As the poet tells us in her Notes at the end of this sequence,

While secret details of the greater Eleusinian mysteries are today
unrecoverable, much of the lesser mysteries is known. Religious
ceremonies at Eleusis date from ancient pre-Christian times
and, for millennia, involved countless thousands of initiates.
Central to these sacred rites was the double divinity figure
of Persephone/Demeter, signifying both darkness and light,
both death and ongoing life.

The sequence seems to represent a coming to terms with life’s inevitable reticence, its cross-purposes, its untidiness. The poems may at first sight seem mere narrative, much less inclined to question form, technique, but this truly wonderful collection sweeps the reader from love to violence and power and back to love, with all its complexities.
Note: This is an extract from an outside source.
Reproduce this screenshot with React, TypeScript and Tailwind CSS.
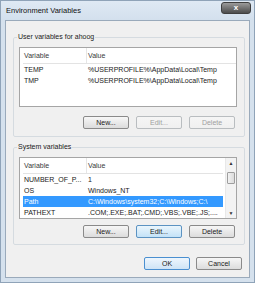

This is a poet concerned with the intricacies of relationships, with the difficulty in making true communication. The persona of this last poem sequence searches for the final truth -

Until we reached
ourselves and beyond;
a sweet swaddling kind of death
to racking rebirth
the yellow dress unwording us
back through ellipse, oblique syntax
to the poem at its source,
the point where all meanings meet
and from which all depart.

Louis need not doubt. The "poem at its source" is the point at which meaning becomes clear, the language sings. The poems in "The Yellow Dress" are shot silk, lined with hand-spun ever-shifting gauze. There is not a single weak line in the book - every page, every stanza, offers marvels of observation. The language resonates, even while it disconnects and interrogates its own chaos. This is a poet much concerned with the unease of life, with the difficulty in making true communication.